◆ Task description ◆
Reply with nothing except the number of lines that contain the word "this".

◆ Record set ◆
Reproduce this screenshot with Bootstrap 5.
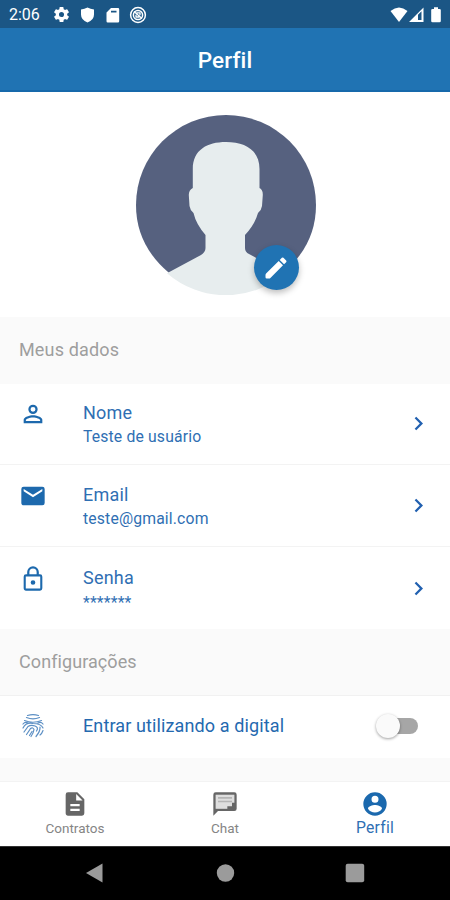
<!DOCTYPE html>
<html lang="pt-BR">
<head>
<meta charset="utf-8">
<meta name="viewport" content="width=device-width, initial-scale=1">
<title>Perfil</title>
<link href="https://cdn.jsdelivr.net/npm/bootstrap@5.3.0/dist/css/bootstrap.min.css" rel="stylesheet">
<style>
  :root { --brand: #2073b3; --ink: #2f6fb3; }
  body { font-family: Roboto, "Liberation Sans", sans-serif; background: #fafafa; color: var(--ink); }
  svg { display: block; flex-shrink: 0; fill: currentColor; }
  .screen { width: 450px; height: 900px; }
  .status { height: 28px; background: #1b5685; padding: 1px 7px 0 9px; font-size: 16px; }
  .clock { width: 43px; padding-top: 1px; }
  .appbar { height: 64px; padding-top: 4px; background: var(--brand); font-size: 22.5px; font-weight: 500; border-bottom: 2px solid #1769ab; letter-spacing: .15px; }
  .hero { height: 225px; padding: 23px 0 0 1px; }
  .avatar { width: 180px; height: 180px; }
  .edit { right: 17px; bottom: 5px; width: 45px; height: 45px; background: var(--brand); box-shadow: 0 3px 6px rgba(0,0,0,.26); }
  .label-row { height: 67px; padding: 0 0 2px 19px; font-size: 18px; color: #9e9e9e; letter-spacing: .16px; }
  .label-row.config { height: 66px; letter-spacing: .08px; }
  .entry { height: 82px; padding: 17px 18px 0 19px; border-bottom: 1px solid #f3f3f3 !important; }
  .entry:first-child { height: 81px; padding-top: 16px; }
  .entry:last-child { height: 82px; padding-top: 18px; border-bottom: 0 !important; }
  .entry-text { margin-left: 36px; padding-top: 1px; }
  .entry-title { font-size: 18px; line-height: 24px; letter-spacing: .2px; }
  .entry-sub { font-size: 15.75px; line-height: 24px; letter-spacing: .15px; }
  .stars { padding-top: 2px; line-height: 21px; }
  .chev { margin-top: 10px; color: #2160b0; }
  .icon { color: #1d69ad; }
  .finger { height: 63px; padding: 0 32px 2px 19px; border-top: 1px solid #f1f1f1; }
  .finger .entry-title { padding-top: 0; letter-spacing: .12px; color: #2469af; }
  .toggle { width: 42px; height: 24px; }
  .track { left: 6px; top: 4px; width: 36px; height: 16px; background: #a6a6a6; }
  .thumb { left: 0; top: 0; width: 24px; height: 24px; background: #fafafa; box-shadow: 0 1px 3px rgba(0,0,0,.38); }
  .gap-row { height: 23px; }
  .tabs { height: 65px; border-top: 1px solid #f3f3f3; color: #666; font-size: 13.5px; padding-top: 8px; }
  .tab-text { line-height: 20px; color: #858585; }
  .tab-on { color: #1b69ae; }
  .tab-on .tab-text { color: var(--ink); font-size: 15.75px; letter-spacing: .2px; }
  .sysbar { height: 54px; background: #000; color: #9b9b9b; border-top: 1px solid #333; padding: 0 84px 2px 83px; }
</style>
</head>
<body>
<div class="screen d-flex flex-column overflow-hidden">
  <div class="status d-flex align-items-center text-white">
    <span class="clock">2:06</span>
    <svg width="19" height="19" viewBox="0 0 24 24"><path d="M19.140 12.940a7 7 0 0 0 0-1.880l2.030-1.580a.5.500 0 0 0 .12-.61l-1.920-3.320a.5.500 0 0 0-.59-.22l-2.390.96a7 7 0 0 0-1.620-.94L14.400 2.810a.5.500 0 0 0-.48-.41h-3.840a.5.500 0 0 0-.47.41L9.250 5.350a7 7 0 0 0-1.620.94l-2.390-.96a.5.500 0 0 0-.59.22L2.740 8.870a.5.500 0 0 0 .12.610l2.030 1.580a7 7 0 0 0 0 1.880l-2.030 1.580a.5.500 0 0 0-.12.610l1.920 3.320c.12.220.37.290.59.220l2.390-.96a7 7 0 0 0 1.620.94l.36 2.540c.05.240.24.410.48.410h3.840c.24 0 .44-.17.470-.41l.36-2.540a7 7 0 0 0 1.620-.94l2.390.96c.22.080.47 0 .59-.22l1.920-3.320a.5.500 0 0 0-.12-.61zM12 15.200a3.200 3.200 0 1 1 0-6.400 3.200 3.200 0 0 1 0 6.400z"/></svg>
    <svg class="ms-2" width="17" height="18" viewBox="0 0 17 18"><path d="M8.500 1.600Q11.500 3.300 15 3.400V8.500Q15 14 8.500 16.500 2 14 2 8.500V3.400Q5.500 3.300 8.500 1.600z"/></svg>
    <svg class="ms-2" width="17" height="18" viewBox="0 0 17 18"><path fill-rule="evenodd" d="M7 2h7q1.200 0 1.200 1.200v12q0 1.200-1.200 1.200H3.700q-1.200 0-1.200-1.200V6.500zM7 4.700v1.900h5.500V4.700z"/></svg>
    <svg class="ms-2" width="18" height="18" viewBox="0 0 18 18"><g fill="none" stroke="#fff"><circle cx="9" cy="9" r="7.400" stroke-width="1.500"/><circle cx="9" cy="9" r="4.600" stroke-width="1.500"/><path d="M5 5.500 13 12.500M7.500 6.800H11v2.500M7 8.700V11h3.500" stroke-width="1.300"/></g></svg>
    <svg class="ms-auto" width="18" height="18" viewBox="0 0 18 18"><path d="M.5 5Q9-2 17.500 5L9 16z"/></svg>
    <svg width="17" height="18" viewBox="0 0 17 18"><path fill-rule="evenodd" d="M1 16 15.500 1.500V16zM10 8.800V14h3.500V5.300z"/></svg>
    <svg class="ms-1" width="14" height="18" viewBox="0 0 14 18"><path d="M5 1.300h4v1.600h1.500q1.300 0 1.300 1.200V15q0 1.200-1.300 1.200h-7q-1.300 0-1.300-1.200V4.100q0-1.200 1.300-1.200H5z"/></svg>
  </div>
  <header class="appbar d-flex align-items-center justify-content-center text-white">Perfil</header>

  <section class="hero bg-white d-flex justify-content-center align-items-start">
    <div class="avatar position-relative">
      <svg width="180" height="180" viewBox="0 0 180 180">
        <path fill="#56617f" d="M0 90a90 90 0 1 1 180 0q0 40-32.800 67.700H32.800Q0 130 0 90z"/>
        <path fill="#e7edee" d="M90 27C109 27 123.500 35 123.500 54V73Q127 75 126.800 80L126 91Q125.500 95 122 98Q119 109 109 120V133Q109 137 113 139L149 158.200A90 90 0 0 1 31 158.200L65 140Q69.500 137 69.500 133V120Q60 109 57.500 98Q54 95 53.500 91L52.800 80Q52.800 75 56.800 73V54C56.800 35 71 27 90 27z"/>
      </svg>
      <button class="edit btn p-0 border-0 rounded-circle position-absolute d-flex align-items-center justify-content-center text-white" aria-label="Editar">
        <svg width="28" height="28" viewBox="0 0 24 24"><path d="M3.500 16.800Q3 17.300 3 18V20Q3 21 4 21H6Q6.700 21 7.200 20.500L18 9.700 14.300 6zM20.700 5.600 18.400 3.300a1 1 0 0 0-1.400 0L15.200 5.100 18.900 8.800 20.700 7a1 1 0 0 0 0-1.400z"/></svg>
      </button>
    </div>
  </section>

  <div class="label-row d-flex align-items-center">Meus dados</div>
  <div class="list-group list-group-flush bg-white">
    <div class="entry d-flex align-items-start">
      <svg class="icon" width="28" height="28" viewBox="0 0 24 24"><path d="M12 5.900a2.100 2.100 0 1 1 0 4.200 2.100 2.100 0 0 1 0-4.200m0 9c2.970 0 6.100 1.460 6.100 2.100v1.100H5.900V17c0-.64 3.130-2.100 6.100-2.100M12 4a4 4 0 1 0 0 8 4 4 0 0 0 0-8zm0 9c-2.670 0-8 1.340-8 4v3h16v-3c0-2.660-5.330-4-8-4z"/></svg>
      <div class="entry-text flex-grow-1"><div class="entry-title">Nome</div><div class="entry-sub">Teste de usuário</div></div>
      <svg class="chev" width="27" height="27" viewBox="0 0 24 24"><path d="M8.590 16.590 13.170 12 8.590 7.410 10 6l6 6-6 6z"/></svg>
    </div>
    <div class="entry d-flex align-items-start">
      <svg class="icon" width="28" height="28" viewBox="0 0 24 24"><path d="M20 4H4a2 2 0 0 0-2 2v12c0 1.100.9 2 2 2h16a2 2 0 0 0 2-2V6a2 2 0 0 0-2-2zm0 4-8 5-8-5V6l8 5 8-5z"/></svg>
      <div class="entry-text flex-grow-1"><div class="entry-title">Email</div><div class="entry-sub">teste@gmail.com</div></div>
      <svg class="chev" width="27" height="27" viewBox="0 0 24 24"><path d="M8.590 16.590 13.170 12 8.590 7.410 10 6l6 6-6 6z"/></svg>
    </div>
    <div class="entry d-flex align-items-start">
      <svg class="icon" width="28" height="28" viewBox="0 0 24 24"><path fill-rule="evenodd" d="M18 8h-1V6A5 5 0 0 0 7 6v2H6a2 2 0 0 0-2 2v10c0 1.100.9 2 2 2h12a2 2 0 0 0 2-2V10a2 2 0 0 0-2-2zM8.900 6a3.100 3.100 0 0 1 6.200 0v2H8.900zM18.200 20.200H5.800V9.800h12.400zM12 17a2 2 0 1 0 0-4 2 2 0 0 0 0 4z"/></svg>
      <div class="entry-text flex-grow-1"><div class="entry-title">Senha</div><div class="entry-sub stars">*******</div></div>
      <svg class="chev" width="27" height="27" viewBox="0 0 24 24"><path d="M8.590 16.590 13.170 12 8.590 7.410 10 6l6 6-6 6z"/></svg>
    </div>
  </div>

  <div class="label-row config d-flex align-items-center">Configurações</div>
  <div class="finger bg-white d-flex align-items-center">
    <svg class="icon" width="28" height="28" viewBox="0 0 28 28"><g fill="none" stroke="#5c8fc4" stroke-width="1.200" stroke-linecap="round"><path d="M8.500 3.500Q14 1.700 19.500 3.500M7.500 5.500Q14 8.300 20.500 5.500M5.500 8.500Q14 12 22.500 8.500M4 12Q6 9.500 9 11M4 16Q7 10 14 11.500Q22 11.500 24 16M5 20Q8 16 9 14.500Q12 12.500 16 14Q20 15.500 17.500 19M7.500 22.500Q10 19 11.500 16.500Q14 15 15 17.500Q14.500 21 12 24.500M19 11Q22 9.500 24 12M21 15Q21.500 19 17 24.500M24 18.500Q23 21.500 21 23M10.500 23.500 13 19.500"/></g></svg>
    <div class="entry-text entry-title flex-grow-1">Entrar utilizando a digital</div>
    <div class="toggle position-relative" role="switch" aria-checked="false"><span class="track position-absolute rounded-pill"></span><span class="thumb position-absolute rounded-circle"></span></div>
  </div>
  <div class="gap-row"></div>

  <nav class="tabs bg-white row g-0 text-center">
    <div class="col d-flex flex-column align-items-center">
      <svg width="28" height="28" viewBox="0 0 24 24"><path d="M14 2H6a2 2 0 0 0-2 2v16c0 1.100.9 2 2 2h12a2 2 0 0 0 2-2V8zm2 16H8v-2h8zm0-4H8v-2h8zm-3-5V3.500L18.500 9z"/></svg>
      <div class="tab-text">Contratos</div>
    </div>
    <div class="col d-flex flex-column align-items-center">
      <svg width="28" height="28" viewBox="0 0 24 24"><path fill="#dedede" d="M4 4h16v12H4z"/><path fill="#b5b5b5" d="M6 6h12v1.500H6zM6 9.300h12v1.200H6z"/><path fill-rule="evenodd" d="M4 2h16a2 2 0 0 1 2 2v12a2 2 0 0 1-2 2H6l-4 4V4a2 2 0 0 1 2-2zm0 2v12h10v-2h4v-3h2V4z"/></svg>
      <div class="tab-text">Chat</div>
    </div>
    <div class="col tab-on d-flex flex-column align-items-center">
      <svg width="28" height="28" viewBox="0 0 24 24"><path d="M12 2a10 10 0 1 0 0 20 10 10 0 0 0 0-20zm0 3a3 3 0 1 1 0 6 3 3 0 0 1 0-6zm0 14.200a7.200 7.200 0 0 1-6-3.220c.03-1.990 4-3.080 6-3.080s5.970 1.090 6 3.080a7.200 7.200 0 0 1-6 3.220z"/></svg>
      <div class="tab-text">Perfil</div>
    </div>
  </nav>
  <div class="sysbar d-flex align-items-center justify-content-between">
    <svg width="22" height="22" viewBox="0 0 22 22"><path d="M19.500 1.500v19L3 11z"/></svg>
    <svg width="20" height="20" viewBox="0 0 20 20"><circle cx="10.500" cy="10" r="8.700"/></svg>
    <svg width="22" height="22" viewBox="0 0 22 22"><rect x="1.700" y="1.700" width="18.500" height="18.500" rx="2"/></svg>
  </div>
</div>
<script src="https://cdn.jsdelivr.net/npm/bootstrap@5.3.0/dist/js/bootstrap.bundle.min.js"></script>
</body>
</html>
* * *
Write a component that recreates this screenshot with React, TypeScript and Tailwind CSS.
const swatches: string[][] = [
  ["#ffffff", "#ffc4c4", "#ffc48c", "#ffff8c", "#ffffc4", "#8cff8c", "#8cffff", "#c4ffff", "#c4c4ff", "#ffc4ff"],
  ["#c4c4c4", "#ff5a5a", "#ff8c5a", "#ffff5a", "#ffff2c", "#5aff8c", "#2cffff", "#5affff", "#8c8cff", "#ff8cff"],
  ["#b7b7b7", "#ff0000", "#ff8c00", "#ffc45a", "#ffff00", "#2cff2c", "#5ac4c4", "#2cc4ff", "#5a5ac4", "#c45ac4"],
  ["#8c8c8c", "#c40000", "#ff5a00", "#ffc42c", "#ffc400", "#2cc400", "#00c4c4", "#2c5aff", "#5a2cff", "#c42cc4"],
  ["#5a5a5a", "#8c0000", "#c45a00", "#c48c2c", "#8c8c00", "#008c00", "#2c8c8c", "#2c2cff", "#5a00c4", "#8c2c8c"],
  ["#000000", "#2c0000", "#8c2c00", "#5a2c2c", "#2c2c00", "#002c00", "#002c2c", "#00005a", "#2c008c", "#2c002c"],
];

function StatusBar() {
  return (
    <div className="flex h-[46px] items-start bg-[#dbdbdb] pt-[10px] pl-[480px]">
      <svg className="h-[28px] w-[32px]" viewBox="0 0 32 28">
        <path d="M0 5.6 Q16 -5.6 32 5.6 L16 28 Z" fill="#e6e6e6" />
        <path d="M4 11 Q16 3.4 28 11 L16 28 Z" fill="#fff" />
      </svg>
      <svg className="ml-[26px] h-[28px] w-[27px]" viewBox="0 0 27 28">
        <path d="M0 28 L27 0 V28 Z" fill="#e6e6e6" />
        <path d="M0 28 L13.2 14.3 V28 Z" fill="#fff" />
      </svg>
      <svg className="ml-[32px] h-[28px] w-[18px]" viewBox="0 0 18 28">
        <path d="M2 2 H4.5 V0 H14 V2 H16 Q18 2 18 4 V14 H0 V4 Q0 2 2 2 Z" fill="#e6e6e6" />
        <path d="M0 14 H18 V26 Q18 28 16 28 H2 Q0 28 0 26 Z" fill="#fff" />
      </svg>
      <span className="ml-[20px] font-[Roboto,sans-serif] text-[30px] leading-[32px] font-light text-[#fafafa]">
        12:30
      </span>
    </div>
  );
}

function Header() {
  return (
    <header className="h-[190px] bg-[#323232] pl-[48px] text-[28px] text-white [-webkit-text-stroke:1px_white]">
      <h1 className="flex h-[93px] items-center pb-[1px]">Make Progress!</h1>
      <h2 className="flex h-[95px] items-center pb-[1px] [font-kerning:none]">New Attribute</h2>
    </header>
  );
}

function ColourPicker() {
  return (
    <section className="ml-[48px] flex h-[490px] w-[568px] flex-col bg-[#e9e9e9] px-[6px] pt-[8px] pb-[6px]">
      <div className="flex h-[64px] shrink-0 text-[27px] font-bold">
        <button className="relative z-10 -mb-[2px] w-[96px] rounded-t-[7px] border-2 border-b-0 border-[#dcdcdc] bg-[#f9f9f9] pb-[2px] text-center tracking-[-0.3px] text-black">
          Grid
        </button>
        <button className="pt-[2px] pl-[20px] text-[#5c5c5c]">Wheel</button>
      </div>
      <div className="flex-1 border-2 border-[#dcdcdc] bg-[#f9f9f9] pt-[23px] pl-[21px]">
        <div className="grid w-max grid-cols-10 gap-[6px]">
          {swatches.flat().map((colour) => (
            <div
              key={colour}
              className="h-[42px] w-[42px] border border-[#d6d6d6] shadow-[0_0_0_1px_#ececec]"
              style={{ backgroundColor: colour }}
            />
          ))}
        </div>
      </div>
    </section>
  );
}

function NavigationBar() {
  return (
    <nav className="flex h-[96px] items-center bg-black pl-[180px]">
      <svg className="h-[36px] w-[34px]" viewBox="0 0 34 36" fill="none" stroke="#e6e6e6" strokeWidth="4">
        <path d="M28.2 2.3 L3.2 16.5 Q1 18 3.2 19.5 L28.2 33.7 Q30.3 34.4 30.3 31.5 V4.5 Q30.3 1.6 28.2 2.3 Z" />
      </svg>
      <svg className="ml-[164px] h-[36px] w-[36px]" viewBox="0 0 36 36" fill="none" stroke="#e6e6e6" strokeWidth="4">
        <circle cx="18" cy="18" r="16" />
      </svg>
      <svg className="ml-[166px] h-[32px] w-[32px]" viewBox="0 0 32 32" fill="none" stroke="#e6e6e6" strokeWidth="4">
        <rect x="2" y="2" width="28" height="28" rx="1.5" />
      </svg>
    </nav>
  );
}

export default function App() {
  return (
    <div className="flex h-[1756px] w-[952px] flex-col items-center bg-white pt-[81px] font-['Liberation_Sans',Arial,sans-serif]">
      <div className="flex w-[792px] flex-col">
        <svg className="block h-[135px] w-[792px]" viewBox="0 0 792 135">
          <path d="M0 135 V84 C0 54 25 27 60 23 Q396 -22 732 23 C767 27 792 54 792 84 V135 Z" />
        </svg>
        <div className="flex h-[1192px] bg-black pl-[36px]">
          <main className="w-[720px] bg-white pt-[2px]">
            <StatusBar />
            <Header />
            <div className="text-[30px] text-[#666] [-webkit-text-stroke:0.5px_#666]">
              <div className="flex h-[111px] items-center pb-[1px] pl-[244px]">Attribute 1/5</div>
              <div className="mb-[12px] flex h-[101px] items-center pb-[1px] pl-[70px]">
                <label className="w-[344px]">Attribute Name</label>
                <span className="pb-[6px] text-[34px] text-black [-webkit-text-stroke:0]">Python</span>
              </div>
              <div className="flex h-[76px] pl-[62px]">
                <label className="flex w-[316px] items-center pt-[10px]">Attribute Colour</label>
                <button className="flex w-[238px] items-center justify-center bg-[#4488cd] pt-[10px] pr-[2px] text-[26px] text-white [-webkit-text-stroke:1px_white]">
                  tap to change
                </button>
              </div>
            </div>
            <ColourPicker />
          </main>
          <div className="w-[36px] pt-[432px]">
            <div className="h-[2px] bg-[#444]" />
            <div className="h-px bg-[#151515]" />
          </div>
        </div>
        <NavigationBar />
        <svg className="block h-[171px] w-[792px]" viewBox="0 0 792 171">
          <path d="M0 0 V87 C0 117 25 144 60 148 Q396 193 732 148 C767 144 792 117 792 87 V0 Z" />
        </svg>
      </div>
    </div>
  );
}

◆ Worked answer ◆
2